WM Prints approaches this the way it should be approached - as a fit and workflow problem, not just a printing problem. That distinction matters if you want the finished insert to do more than fill empty space.

What to check before buying a Pelican Vault case insert

Before you choose an insert, look at the case model first, then look at the gear list. Buyers often do that in reverse and end up with a layout that does not reflect how the case is actually used.

Confirm the exact Vault case model, the dimensions of the gear you want to store, and whether the layout needs room for future additions. Also think about use frequency. A case that opens once a month can tolerate more compromise than one that gets used every weekend or loaded in and out of a truck constantly.

It also helps to be honest about your environment. Heat, dust, oil exposure, vibration, and rough handling all affect what kind of insert makes sense.

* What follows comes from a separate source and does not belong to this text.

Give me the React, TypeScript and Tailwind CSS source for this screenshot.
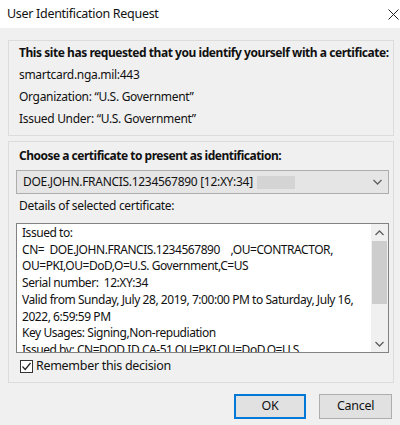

A clean bench setup and a hard-use travel case are not the same application, even if they use the same outer shell.

Finally, consider whether the case is meant only for transport or for active use at the destination. If the case becomes part of the work surface, the layout needs to support visibility and reach, not just retention.

Good organization changes how the case feels to use

The right insert makes a Vault case feel less like storage and more like equipment. That is the difference most experienced users notice first. The case opens cleaner, loads faster, and gives you better control over what you brought and how you use it.

There is no single best solution for every setup. Some users need impact-focused protection. Others need repeatable organization. Many need both. The smart move is choosing a pelican vault case insert that reflects the actual job the case is doing, because the best storage systems do not ask you to adapt your workflow around them. They support the way you already work and make it tighter every time you open the lid.